**WHAT IS ASKED**
Write out every line below that includes the word "React".

**INFORMATION SUPPLIED**
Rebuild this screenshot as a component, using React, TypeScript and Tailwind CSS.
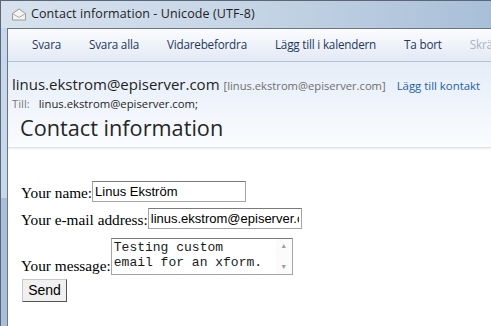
import React from "react"

const ui = { fontFamily: '"Open Sans", "Noto Sans", sans-serif' }
const serif = { fontFamily: '"Liberation Serif", serif' }
const sans = { fontFamily: '"Liberation Sans", Arial, sans-serif' }

function Envelope() {
  return (
    <svg width="16" height="13" viewBox="0 0 16 13">
      <path d="M1.5 5.5 L8 1 L14.5 5.5 L14.5 12 L1.5 12 Z" fill="#f4f4f2" stroke="#9a9a96" strokeWidth="1" />
      <path d="M1.5 5.5 L8 9.5 L14.5 5.5" fill="none" stroke="#a8a8a4" strokeWidth="1" />
    </svg>
  )
}

const tools = ["Svara", "Svara alla", "Vidarebefordra", "Lägg till i kalendern", "Ta bort"]

export default function App() {
  return (
    <div className="w-[491px] h-[326px] overflow-hidden flex flex-col bg-[#c9d8ea] border-l border-t border-[#5b6677]" style={ui}>
      {/* title bar */}
      <div className="h-[27px] flex items-center pl-[10px] bg-gradient-to-r from-[#d7e2ee] via-[#c6d5e6] to-[#a9bfd8] shrink-0">
        <Envelope />
        <span className="ml-[4px] text-[12.5px] text-[#1e1e1e] tracking-[0.1px]">Contact information - Unicode (UTF-8)</span>
      </div>

      <div className="flex flex-1 min-h-0">
        {/* left frame */}
        <div className="w-[6px] shrink-0 flex flex-col">
          <div className="h-[170px] bg-[#c8d8ec]" />
          <div className="flex-1 bg-[#a8bedb]" />
        </div>

        <div className="flex-1 flex flex-col border-l border-t border-[#6b7584] bg-white min-w-0">
          {/* toolbar */}
          <div className="h-[33px] flex items-center pl-[24px] gap-[28px] whitespace-nowrap text-[11.7px] tracking-[-0.2px] text-[#1e395b] bg-gradient-to-b from-[#fbfcfe] to-[#e3eaf4] border-b border-[#b6c3d4] shrink-0 overflow-hidden">
            {tools.map(t => (
              <span key={t}>{t}</span>
            ))}
            <span className="text-[#a9b4c2]">Skräp</span>
          </div>

          {/* header */}
          <div className="h-[86px] shrink-0 bg-gradient-to-b from-[#e5edf8] to-[#fafcfe] border-b border-[#dfe3e8] shadow-[0_1px_2px_rgba(0,0,0,0.08)] pl-[4px] pt-[12px] whitespace-nowrap overflow-hidden">
            <div className="flex items-baseline">
              <span className="text-[15px] text-[#1e1e1e] leading-[20px]">linus.ekstrom@episerver.com</span>
              <span className="ml-[4px] text-[11.2px] text-[#6d6d6d]">[linus.ekstrom@episerver.com]</span>
              <span className="ml-[11px] text-[11.4px] text-[#1f5fa6]">Lägg till kontakt</span>
            </div>
            <div className="flex items-baseline text-[11.3px] leading-[16px] mt-[1px]">
              <span className="text-[#7a7a7a]">Till:</span>
              <span className="ml-[9px] text-[#1e1e1e]">linus.ekstrom@episerver.com;</span>
            </div>
            <div className="pl-[8px] text-[21.7px] text-[#262626] leading-[30px] mt-[1px]">Contact information</div>
          </div>

          {/* content */}
          <div className="flex-1 pl-[13px] pt-[33px] text-[15.3px] text-black" style={serif}>
            <div className="flex items-end h-[21px]">
              <span className="leading-[18px]">Your name:</span>
              <input
                readOnly
                value="Linus Ekström"
                className="w-[154px] h-[21px] border border-[#a5a5a5] border-t-[#7a7a7a] px-[2px] text-[13px] outline-none"
                style={sans}
              />
            </div>
            <div className="flex items-end h-[21px] mt-[6px]">
              <span className="leading-[18px]">Your e-mail address:</span>
              <input
                readOnly
                value="linus.ekstrom@episerver.com"
                className="w-[154px] h-[21px] border border-[#a5a5a5] border-t-[#7a7a7a] px-[2px] text-[13px] outline-none"
                style={sans}
              />
            </div>
            <div className="flex items-end mt-[9px]">
              <span className="leading-[18px]">Your message:</span>
              <div className="w-[182px] h-[37px] border border-[#a5a5a5] border-t-[#7a7a7a] flex bg-white">
                <div className="flex-1 pl-[2px] pt-[1px] text-[13px] leading-[15px] text-[#1a1a1a] whitespace-pre" style={{ fontFamily: '"Liberation Mono", "Courier New", monospace' }}>
                  {"Testing custom\nemail for an xform."}
                </div>
                <div className="w-[16px] flex flex-col items-center justify-between py-[3px] text-[#a0a0a0] text-[7px] leading-[8px] bg-[#fbfbfb]">
                  <span>▲</span>
                  <span>▼</span>
                </div>
              </div>
            </div>
            <div className="mt-[4px] pl-[1px]">
              <button
                className="w-[45px] h-[23px] bg-[#f0f0f0] border border-[#c8c8c8] border-r-[#555] border-b-[#555] text-[14px] text-black"
                style={sans}
              >
                Send
              </button>
            </div>
          </div>
        </div>
      </div>
    </div>
  )
}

**RESPONSE TO THIS TASK**
Rebuild this screenshot as a component, using React, TypeScript and Tailwind CSS.
import React from "react"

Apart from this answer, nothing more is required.